Experiment: Force between two long Parallel Current Carrying Conductors - QS Study

Force between two long parallel current-carrying conductors

AB and CD are two straight very long parallel conductors placed in air at a distance a. They carry currents I1 and I2 respectively. (Figure). The magnetic induction due to current I1 in AB at a distance a is

B1 = (μ0I1/2πα) … … … (1)

Fig: Force between two long parallel current carrying conductors

This magnetic field acts perpendicular to the plane of the paper and inwards. The conductor CD with current I2 is situated in this magnetic field. Hence, force on a segment of length l of CD due to magnetic field B1 is

F = B1I2l

substituting equation (1)

F = (μ0I1 I2l / 2πα) … … … (2)

By Fleming’s Left Hand Rule, F acts towards left. Similarly, the magnetic induction due to current I2 flowing in CD at a distance a is

B2 = (μ0I2/2πα) … … … (3)

This magnetic field acts perpendicular to the plane of the paper and outwards.
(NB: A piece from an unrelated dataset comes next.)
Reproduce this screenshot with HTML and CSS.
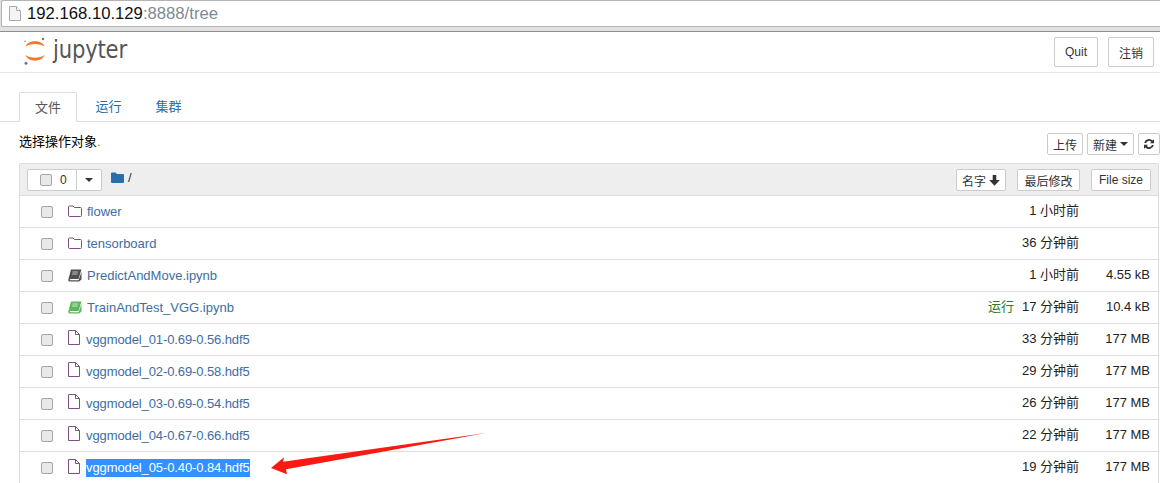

The conductor AB with current I1, is situated in this field. Hence force on a segment of length l of AB due to magnetic field B2 is

F = B2I2l

substituting equation (3)

F = (μ0I1 I2l / 2πα) … … … (4)

By Fleming’s left hand rule, this force acts towards right. These two forces given in equations (2) and (4) attract each other. Hence, two parallel wires carrying currents in the same direction attract each other and if they carry currents in the opposite direction, repel each other.